## Exercise input
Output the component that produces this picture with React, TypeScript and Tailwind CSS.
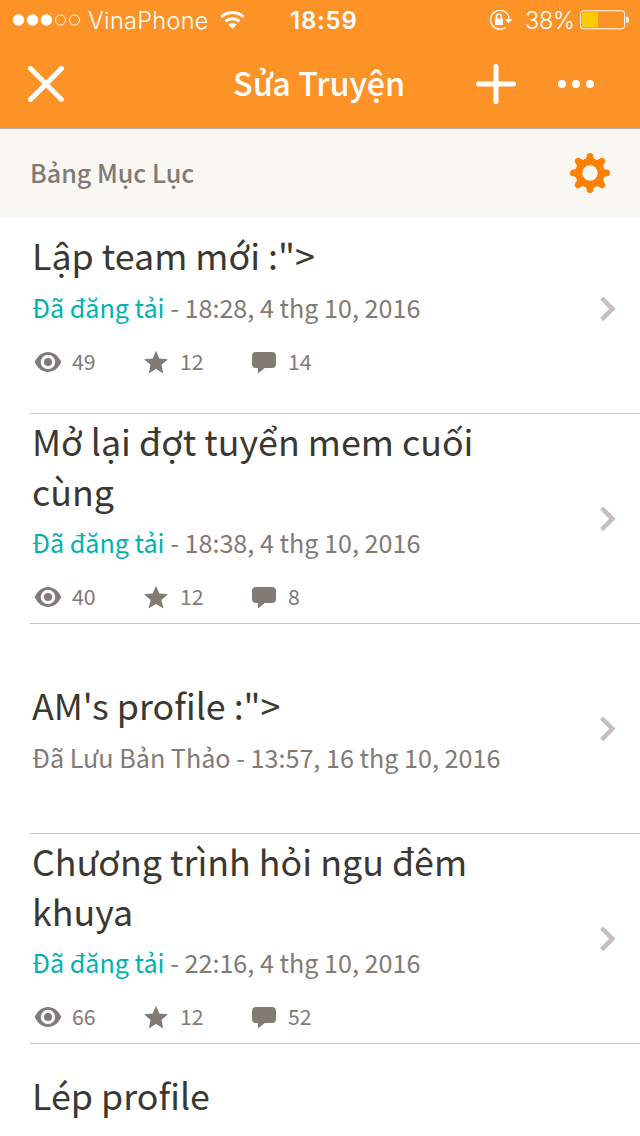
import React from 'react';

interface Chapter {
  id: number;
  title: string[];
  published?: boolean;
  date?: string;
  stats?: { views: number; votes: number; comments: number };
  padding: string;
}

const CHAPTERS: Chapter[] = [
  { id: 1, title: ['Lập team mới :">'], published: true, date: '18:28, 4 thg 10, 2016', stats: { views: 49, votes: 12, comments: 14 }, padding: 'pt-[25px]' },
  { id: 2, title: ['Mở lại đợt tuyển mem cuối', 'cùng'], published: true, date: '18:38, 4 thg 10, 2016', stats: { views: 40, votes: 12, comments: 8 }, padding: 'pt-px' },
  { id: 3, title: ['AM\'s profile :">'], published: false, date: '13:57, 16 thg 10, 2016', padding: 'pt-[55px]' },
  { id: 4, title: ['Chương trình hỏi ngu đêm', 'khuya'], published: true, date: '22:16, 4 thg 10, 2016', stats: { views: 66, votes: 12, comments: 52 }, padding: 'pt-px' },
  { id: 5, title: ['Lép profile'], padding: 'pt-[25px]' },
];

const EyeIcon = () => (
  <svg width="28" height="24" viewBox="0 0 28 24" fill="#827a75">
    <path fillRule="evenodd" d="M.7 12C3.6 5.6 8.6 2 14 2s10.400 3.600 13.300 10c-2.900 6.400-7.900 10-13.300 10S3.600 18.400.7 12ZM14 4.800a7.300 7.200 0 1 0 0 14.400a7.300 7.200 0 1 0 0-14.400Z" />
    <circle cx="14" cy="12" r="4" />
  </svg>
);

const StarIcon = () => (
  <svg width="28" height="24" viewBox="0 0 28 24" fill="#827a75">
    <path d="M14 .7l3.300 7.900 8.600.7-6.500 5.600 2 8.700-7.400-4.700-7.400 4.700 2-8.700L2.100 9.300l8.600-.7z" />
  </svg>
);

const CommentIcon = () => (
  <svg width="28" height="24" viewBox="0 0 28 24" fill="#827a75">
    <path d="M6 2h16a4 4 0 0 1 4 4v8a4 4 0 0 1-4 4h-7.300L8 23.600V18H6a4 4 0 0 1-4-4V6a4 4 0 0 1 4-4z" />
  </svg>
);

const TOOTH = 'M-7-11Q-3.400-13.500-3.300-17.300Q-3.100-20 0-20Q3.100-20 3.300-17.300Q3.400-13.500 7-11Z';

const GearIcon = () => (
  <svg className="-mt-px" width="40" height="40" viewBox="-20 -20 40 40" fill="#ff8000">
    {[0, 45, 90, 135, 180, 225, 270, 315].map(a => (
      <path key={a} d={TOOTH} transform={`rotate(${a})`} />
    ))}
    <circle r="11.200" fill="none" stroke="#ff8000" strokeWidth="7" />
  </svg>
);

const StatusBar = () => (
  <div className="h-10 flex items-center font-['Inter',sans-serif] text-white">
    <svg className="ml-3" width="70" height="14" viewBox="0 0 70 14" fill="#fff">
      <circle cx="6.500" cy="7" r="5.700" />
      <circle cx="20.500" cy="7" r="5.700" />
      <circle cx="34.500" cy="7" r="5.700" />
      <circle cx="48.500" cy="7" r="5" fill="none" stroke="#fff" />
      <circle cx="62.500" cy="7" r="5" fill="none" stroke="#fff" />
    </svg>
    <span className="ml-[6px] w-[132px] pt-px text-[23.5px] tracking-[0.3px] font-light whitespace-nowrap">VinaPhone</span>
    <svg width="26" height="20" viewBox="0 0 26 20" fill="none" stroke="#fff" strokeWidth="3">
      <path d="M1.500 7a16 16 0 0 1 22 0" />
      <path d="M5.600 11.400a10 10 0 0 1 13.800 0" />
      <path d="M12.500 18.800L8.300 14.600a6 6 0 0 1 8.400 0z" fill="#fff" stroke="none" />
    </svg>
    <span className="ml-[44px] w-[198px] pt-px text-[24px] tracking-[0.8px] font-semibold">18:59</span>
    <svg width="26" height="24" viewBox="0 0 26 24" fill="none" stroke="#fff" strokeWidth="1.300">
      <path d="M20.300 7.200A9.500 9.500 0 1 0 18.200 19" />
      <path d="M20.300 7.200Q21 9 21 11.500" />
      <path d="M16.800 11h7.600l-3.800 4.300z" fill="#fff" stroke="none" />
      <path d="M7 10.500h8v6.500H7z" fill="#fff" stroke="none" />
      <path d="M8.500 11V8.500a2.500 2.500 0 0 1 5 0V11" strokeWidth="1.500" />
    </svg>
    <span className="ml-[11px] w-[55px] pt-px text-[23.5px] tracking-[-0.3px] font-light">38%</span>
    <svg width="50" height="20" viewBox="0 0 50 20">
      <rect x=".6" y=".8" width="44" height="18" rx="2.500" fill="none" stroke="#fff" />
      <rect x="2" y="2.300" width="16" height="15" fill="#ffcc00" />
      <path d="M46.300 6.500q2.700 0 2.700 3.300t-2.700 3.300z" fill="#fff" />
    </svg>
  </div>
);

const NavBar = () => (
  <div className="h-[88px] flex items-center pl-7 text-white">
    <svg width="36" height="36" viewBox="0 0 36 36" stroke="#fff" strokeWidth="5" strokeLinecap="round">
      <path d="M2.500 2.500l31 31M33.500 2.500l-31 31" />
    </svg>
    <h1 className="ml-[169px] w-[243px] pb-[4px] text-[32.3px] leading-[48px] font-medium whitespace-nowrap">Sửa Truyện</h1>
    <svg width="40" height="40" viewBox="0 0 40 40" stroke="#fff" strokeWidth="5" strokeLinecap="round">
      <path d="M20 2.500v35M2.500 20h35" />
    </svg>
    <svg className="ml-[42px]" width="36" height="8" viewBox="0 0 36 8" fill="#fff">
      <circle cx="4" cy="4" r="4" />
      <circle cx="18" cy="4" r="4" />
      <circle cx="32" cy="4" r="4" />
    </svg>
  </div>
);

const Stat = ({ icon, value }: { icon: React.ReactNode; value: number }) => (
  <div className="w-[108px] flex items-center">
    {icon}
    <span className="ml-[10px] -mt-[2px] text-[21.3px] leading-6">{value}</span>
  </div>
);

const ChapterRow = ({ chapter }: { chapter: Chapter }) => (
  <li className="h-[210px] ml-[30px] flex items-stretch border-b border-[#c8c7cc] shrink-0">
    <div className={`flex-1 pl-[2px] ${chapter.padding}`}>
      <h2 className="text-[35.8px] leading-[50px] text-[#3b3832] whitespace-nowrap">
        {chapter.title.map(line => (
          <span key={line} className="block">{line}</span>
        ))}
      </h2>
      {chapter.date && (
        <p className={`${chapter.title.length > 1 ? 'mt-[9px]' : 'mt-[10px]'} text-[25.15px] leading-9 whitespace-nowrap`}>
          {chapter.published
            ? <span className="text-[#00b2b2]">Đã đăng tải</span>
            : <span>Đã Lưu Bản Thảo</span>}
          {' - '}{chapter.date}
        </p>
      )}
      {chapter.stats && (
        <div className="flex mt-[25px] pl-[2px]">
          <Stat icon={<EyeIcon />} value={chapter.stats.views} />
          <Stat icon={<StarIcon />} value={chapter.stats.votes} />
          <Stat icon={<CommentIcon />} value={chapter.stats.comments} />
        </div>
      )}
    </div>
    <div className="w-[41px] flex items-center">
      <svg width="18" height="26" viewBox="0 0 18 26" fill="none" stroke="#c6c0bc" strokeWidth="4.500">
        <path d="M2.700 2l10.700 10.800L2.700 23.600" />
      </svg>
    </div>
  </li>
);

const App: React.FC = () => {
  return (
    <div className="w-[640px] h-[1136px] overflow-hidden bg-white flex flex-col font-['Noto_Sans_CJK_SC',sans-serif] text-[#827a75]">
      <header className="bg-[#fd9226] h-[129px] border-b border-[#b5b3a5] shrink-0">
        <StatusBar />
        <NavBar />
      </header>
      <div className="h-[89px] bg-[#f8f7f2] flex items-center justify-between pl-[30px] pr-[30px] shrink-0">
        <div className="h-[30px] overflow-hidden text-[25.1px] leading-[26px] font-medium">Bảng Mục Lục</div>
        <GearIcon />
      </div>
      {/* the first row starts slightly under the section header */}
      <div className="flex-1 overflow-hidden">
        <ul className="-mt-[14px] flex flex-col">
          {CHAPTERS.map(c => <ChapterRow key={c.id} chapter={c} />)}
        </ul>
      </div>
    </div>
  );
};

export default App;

* * *

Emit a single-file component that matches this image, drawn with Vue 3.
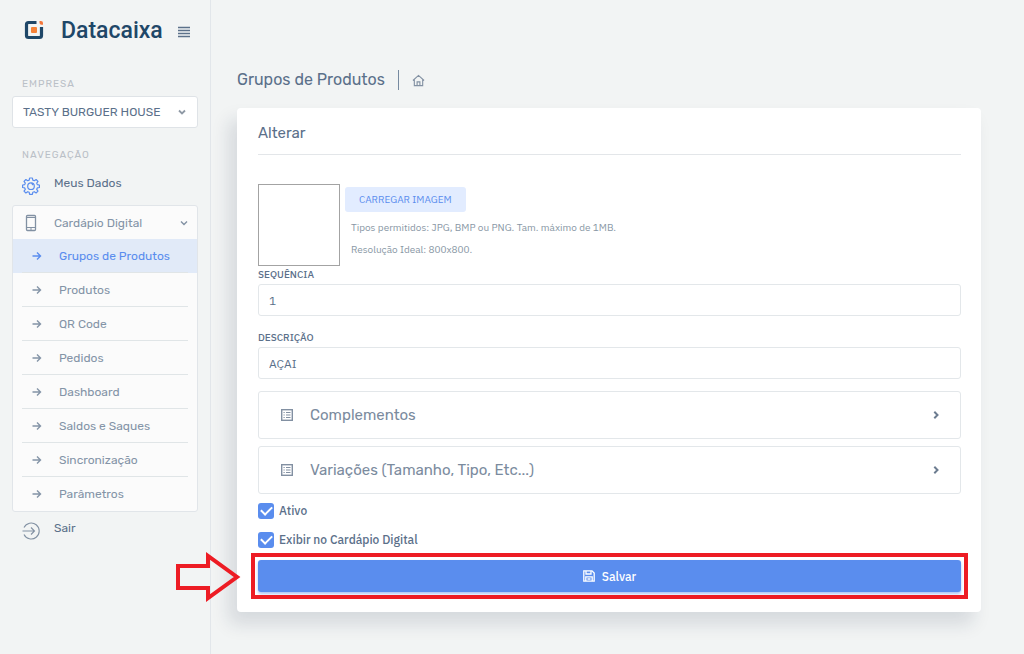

## Problem statement
Pick out and copy the lines of the material that include the word "React".

## Response to the task
Output the component that produces this picture with React, TypeScript and Tailwind CSS.
import React from 'react';
const Stat = ({ icon, value }: { icon: React.ReactNode; value: number }) => (
const App: React.FC = () => {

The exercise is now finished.